→ Information provided:
------------------------------------------------------------------------

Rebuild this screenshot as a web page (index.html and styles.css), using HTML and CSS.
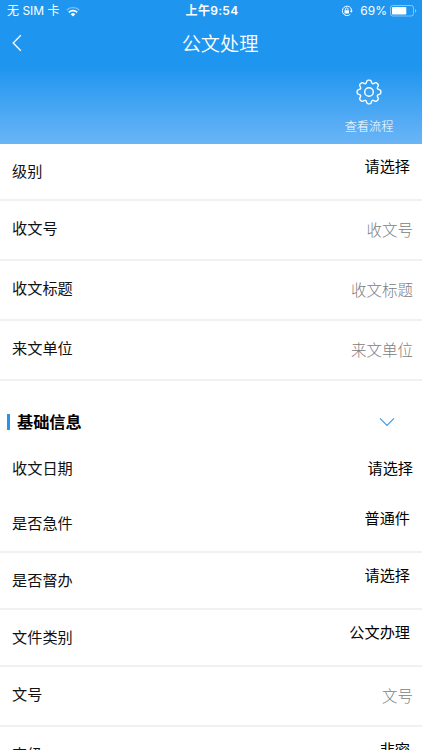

------------------------------------------------------------------------

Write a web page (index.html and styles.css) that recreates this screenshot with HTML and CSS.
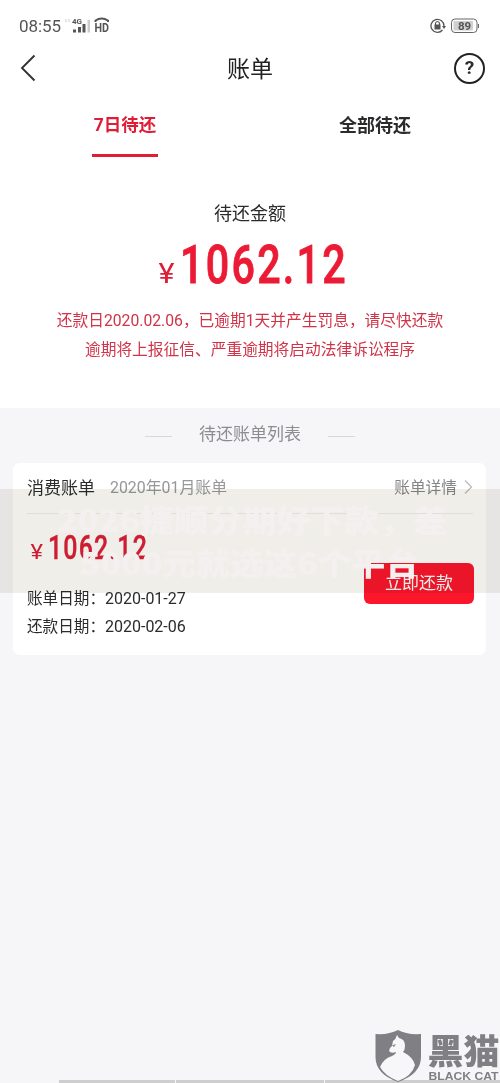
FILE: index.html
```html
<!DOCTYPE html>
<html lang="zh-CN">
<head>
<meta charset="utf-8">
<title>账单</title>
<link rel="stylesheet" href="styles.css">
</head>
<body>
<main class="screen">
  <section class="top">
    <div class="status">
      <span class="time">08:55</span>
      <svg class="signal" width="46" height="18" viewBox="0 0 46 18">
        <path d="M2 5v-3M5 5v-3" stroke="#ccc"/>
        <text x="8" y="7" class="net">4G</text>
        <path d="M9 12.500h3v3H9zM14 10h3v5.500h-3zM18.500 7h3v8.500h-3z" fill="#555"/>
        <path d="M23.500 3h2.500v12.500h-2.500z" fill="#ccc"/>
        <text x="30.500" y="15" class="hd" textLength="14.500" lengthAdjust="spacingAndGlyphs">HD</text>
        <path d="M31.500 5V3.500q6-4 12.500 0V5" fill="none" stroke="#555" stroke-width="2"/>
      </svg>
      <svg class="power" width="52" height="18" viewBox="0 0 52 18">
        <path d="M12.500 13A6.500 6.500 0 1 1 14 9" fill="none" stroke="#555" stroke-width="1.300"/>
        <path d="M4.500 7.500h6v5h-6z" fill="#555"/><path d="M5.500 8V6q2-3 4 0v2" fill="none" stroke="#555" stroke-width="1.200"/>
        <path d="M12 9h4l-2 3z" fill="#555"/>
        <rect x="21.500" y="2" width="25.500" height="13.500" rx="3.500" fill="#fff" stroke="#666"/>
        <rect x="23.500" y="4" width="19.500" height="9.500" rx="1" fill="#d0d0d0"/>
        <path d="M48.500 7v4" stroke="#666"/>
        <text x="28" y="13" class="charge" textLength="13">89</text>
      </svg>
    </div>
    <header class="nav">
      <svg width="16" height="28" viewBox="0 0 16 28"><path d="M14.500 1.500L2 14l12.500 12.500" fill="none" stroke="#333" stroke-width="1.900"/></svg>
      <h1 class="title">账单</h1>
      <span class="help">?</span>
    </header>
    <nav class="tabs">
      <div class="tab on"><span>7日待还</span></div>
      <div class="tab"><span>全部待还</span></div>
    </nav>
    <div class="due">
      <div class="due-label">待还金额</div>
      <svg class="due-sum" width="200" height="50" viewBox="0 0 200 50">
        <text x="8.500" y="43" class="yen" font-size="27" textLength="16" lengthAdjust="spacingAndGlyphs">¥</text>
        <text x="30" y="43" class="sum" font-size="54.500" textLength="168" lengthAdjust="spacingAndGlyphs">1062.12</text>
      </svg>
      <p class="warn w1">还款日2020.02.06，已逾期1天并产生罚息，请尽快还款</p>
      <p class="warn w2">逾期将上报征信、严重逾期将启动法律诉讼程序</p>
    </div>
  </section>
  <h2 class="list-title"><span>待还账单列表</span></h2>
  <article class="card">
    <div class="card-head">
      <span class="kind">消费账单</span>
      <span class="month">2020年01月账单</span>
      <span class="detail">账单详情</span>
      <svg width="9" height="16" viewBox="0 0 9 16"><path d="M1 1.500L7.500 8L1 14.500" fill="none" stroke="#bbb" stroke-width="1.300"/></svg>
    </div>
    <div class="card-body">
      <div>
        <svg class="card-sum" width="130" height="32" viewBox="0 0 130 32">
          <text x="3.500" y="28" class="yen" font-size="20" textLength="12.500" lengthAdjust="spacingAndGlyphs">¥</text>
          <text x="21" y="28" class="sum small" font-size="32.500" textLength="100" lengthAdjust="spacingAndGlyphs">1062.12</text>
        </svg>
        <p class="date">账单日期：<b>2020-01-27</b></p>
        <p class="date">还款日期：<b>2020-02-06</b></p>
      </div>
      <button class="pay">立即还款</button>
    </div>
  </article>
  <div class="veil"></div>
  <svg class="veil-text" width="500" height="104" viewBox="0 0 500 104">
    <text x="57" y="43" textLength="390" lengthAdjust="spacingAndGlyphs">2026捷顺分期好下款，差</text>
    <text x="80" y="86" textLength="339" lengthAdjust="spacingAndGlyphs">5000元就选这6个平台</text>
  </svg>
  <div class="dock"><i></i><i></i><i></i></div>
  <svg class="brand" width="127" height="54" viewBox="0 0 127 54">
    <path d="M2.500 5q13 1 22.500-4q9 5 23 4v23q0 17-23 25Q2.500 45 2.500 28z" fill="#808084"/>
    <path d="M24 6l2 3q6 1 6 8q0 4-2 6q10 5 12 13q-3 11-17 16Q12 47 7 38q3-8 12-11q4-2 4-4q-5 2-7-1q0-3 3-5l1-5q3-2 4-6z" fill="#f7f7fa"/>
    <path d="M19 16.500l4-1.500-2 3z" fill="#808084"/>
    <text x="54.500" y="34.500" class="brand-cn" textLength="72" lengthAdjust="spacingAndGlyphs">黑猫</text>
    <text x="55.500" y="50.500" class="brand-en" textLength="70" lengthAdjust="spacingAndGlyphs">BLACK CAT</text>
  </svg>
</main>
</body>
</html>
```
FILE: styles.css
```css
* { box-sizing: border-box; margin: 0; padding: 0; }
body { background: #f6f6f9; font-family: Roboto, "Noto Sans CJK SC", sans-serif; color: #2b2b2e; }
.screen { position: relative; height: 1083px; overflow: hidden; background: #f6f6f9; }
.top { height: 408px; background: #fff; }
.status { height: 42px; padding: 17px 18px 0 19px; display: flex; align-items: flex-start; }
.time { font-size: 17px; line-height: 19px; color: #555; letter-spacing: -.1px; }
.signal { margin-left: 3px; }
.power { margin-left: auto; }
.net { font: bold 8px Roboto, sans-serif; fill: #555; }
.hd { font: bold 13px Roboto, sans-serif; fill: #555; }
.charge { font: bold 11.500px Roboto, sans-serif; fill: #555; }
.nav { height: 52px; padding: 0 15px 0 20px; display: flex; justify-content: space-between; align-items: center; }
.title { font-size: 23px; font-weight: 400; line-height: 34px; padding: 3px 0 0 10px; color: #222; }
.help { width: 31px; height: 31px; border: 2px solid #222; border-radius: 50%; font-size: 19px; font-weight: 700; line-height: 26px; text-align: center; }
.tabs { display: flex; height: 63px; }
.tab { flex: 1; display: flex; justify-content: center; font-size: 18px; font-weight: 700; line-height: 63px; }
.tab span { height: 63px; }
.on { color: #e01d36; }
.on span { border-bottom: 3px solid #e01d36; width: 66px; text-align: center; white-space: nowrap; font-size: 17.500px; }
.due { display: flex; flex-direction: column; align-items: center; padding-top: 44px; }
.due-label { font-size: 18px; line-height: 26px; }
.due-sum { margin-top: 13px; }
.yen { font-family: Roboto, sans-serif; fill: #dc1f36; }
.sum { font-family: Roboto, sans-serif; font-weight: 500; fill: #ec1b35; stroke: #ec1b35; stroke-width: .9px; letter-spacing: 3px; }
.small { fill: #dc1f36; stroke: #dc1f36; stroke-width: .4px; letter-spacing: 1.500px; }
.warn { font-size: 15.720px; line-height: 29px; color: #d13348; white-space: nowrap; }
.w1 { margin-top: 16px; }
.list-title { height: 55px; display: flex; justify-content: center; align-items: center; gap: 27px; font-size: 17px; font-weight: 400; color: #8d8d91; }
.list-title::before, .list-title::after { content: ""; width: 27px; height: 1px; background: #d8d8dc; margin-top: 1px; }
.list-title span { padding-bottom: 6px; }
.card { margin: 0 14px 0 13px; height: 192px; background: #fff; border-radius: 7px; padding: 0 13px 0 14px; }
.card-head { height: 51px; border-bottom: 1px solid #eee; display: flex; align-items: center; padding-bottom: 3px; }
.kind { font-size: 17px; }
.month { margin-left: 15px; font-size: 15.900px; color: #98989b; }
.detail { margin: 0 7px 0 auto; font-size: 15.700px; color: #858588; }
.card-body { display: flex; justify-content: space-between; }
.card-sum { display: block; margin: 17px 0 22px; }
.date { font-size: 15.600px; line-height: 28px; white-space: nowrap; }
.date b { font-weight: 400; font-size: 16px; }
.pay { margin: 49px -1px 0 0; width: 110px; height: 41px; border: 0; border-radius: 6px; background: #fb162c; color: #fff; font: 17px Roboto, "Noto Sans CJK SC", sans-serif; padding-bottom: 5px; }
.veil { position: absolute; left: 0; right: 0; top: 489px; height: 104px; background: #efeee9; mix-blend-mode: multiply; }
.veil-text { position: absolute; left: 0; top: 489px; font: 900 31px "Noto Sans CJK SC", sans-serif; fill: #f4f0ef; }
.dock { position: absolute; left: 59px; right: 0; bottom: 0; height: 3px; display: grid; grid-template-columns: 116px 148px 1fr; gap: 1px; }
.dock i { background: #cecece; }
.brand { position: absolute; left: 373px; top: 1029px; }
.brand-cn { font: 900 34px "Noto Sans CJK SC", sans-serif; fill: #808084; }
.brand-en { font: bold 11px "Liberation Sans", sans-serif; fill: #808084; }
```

------------------------------------------------------------------------

→ Task instructions:
Go through the material above and count the lines that contain "page"; give that number alone.

→ Complete output:
2